Another wonderful guest post from Zara Lewis.
Back on March 13th, Zara published her first guest post in this place. It was called Dogs and allergies and was very well received by many if not most of you.
So what a pleasure it was to receive a further email and material from Zara last Friday.
Here it is for all you good people!
How Your Family Pooch Can Teach Your Youngsters Responsibility
by Zara Lewis, March 30th 2018
It’s easy to confuse pure obedience with true responsibility, simply because the former serves as the stepping stone, while the latter is a mindset that takes years to build. We as parents make choices every day that affect how well this mindset develops in our kids, but one of the best, most seamless ways for them to succeed is by nurturing their relationship with your family doggo.

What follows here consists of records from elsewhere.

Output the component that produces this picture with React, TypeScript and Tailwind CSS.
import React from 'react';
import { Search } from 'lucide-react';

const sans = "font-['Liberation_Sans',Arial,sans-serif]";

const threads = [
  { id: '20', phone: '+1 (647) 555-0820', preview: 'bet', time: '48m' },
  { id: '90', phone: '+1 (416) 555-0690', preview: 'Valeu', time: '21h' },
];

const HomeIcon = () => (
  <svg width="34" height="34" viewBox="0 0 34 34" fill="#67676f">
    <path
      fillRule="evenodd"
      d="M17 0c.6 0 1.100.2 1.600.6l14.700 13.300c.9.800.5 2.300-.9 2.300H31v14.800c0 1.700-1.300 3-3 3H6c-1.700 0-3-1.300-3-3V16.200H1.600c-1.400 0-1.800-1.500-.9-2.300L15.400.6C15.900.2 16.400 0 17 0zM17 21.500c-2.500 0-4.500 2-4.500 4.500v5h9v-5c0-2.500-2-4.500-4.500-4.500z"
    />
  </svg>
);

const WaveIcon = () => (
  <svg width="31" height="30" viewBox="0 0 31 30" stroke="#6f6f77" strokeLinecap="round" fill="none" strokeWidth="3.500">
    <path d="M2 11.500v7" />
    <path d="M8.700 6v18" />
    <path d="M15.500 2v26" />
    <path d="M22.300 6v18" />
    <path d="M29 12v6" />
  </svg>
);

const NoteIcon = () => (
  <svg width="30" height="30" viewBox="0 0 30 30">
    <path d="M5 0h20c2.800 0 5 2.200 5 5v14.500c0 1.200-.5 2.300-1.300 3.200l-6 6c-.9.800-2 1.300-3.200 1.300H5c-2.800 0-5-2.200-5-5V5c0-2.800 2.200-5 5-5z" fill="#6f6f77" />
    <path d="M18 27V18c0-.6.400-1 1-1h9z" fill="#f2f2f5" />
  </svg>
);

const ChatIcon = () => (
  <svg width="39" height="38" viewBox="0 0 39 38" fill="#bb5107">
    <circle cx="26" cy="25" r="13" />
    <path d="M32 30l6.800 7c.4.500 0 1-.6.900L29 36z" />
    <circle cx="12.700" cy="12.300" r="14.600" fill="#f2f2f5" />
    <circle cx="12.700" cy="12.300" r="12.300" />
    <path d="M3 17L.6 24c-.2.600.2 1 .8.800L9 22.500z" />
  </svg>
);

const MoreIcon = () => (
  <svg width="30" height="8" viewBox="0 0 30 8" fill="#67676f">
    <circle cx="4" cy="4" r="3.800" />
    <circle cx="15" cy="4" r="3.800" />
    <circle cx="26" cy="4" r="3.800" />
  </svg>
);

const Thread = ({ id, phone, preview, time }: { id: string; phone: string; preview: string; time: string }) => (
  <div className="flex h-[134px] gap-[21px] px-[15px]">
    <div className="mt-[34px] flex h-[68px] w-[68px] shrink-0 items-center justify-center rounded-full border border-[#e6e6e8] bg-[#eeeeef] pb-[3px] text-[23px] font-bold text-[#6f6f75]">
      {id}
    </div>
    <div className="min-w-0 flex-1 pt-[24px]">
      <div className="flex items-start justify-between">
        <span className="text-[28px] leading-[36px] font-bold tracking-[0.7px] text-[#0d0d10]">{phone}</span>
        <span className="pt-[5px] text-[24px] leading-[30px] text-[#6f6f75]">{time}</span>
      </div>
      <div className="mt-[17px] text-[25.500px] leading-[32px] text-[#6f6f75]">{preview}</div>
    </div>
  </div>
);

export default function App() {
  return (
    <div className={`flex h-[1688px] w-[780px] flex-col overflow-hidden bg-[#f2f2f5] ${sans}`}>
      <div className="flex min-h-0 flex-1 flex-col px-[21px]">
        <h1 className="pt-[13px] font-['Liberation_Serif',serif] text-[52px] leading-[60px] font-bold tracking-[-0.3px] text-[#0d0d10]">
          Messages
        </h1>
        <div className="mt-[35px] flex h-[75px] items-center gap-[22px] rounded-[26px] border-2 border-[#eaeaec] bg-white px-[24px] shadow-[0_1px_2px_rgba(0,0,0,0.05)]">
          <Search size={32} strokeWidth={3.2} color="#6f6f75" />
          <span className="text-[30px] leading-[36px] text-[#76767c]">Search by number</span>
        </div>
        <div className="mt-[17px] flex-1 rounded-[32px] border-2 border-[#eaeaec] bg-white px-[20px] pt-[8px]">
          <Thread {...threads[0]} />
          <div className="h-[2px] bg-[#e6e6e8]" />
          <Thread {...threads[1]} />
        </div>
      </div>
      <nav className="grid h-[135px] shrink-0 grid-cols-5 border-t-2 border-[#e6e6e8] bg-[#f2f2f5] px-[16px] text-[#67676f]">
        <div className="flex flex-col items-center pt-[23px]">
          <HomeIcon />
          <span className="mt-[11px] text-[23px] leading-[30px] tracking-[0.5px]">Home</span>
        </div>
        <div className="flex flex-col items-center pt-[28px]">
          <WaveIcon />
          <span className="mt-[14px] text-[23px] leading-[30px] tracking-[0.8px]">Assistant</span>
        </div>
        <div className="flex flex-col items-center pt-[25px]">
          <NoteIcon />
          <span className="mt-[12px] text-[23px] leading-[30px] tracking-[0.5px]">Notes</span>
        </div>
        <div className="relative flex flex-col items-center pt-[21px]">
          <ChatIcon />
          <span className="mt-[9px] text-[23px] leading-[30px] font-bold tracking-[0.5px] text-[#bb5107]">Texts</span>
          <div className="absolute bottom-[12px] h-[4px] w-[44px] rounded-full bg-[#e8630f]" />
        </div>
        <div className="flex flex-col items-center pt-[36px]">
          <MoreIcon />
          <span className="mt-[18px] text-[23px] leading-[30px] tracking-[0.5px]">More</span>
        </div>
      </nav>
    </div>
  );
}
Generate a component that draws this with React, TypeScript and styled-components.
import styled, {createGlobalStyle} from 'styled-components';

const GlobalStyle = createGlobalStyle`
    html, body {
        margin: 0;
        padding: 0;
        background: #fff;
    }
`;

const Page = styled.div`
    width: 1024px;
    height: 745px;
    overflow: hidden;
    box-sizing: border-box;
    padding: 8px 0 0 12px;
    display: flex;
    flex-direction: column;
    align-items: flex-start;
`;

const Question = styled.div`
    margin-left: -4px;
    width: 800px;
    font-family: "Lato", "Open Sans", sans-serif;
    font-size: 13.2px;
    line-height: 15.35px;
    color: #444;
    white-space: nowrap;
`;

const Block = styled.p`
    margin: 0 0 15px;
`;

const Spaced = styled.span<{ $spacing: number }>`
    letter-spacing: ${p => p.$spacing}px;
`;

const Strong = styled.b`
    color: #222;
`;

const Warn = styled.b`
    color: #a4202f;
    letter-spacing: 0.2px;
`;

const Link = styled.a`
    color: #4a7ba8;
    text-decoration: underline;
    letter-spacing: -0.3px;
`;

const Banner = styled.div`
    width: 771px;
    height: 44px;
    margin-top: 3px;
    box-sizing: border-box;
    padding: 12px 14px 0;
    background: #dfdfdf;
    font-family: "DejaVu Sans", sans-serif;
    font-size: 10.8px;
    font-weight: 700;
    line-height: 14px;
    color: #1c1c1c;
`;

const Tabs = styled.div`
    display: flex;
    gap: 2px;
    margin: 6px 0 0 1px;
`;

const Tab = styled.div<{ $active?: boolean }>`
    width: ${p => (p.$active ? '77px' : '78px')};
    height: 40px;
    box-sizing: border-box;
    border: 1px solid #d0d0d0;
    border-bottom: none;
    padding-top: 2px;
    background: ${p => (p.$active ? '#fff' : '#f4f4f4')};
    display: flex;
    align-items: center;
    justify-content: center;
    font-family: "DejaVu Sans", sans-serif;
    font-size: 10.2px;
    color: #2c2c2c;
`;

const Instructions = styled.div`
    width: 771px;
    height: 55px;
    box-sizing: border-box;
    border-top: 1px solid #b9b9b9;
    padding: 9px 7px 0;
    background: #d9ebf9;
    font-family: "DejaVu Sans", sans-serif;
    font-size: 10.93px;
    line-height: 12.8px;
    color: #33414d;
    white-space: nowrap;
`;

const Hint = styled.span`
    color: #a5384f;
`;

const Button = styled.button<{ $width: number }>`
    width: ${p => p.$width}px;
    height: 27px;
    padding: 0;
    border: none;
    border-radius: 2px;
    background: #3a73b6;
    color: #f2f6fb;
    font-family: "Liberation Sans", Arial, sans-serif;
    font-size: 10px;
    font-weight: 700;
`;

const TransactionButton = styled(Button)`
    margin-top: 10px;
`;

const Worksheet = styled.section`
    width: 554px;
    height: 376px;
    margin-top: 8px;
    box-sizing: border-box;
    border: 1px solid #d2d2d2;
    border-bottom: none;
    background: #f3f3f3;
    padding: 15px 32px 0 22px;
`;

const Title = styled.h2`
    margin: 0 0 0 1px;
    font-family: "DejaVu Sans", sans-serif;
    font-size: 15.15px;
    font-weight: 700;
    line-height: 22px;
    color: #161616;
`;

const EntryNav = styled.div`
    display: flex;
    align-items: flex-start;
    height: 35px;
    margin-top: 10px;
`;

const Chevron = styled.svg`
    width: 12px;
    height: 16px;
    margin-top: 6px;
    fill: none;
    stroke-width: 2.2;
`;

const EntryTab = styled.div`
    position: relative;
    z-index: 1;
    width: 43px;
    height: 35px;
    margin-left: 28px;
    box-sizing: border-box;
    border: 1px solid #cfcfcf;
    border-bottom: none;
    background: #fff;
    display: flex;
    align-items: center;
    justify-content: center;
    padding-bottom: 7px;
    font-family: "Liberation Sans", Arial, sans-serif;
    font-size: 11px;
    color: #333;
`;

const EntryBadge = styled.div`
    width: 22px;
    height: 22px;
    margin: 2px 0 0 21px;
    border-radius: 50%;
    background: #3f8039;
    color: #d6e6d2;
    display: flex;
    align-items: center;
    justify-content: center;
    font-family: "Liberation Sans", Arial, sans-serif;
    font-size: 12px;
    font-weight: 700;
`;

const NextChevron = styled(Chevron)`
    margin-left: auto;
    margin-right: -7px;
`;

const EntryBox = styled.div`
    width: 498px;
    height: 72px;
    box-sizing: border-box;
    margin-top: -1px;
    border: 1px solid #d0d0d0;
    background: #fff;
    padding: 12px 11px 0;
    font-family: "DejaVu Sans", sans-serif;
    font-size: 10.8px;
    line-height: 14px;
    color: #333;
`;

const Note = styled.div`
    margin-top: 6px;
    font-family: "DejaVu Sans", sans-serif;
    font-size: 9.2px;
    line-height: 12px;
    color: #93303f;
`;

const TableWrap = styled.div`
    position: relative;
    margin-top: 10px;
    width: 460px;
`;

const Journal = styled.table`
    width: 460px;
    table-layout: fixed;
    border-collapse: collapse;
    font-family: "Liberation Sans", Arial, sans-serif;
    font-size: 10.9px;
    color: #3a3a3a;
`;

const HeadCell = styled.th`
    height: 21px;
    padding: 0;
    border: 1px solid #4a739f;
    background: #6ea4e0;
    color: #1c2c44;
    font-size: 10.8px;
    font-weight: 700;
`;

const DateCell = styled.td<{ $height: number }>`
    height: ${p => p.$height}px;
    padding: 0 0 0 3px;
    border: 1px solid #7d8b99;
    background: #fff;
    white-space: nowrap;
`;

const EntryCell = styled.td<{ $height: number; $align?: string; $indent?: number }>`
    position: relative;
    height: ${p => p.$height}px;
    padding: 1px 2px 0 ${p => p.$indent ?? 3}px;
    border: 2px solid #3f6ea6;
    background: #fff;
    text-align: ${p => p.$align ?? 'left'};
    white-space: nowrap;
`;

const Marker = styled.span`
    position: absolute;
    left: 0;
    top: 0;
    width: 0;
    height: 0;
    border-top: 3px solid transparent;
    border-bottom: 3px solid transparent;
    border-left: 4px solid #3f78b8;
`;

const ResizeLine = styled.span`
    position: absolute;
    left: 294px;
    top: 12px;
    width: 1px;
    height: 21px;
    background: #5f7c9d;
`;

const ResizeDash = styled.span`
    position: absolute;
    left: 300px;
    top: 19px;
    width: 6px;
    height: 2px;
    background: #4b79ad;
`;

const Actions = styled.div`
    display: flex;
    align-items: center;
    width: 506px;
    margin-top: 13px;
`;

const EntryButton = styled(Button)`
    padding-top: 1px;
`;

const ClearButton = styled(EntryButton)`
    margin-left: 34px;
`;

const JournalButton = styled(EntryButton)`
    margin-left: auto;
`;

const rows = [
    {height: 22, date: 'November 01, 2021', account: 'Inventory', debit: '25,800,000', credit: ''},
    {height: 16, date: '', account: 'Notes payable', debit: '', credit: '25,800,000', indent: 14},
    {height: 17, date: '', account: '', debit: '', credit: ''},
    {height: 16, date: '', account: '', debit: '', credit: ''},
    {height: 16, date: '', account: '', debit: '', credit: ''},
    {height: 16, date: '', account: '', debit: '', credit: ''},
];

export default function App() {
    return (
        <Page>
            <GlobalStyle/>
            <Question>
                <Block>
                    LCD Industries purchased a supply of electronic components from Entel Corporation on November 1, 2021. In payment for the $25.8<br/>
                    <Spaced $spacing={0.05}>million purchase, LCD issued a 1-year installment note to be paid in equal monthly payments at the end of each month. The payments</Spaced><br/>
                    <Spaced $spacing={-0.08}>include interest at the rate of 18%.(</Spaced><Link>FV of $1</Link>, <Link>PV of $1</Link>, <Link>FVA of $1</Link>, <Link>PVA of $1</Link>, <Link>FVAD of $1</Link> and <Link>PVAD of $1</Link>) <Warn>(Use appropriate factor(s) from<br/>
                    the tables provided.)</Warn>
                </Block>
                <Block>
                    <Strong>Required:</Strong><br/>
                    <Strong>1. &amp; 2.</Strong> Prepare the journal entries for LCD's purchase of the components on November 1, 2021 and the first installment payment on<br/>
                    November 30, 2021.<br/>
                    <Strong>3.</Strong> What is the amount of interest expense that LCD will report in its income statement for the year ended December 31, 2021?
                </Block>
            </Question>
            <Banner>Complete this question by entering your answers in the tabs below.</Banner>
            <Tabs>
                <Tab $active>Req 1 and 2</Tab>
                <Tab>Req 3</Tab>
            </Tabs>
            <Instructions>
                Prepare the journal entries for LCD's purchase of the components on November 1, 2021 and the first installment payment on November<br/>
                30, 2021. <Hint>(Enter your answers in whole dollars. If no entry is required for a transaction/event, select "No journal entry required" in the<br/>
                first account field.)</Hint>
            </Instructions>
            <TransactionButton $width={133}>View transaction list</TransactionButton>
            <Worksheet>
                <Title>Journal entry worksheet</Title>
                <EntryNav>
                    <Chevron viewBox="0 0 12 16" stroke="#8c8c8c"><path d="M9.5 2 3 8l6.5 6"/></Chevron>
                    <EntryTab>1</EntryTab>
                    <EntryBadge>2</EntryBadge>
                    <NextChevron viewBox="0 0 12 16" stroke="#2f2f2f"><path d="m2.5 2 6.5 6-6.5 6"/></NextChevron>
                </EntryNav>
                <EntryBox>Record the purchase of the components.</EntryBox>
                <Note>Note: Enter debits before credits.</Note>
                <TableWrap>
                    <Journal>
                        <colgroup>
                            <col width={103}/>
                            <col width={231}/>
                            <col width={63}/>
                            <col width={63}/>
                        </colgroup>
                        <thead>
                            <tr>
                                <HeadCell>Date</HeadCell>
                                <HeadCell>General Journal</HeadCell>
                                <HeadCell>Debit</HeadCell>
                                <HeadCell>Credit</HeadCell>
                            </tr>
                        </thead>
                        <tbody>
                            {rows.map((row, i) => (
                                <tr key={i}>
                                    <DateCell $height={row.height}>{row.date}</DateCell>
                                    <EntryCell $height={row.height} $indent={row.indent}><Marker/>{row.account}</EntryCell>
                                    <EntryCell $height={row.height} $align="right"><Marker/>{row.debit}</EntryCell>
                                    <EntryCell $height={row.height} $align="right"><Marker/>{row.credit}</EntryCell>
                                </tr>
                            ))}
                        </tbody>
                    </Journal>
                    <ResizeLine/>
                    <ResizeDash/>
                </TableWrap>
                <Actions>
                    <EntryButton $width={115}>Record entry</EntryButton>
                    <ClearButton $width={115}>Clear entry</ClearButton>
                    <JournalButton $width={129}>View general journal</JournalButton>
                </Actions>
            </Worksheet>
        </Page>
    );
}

With a four-legged friend by their side, kids tend to assume the role of a leader, a friend, and a caregiver with greater ease. Although it comes with its own set of parenting challenges, teaching your kids responsibility with your little fuzzy buddy is a rewarding experience that will enrich your kids’ childhood and help you be a better parent, as well!
Building healthy habits
From regular vet check-ups, vaccines, feeding on a schedule, and taking them for walks every day, your kids will quickly realize that only a healthy dog will be a happy dog. I know that some kids will be eager to split their chocolate cake with their furry pal, but when you explain to them that such a diet can be very harmful, they will be much more careful when choosing the right dog food.
When they’re young, they won’t perceive those walks and frisbee throws as exercise, but if they start embracing this lifestyle so early, they will be much more likely to stay active throughout their adulthood, too.
Learning about boundaries
No matter how in love your youngsters may be with their pet, they often don’t understand that dogs have moods, too. That means they won’t always be in the mood to be hugged, or that dogs won’t put up with having their tail pulled all the time.
The sooner they understand to respect the needs and wants of their pets, your kids will appreciate the meaning of personal preferences even in life. They will learn how to recognize certain body language signals that they are about to cross a line and transfer that knowledge to their hooman friends as well.
Just like that birthday cake is almost too irresistible not to be shared with your pooch, it’s no surprise that many kids want to take their dogs everywhere and share absolutely everything with them. My own little boy wanted to share his bed with our dog, Joey, and even though this is perfectly fine from time to time, making it into a habit wasn’t the best option for either of them.
So, we got a Snooza bed for Joey and placed it in our son’s bedroom and explained that it’s best for each of them to have their own space, since they both grow very fast. Plus, once I told my son that the cleaning of his room will be much more difficult if his bed was filled with dog hair, he immediately changed his mind!
Handling suitable tasks
Overburdening your kids with too many difficult chores is as bad as not giving them enough opportunities to be responsible. It’s best to discern how much your youngsters can handle depending on their age. For example, toddlers can tell you if their water bowl is empty or if they caught the little rascal in the potty act.
Older kids can share the entire feeding, grooming, and walking routine with you, depending on their school responsibilities and other chores. In fact, older kids can even help you train the dog by teaching them various tricks, and playing sessions are beneficial both for your kids and the dog, as they’ll help them grow stronger, and build their bond over time.
Sometimes the homework will pile up and perhaps the flu season will kick in, so you’ll feel the need to spare your kids the trouble of caring for your pet. Even though it’s perfectly fine to help them manage their chores and take over a portion until they are well enough, they shouldn’t suddenly let you take over for good.
Moreover, encourage your kids to pitch in, no matter how little, with their birthday savings or their pocket money when buying dog food, or getting new chew toys. This is yet another way of sharing and learning to become more autonomous even financially with their pets.
The cycle of learning and teaching
While we’re on the subject of sharing, some kids perceive their pooch as another toy at first, or even as a chore you’ve added to their “unwanted” list. This is especially common among very young kids, and it becomes essential for parents to help them cope with these responsibilities by gradually introducing new ones.
Talk to them, see if they would actually like to take charge of a particular activity such as feeding or walking, while you share other responsibilities with them. Explain why these actions are important for keeping your pooch happy and healthy, and they will be much more likely to take on more responsibilities over time.
Finally, don’t forget to be a true role model while your kids are still in the learning stages of caring for your family pet. They will make mistakes, but they should look up to you for better behavioral patterns, and it’s your duty to be the caregiver you’d want your kids to become for your pooch.
You do know if Zara carries on like this I shall hang up my keyboard and just savour Zara’s writings!!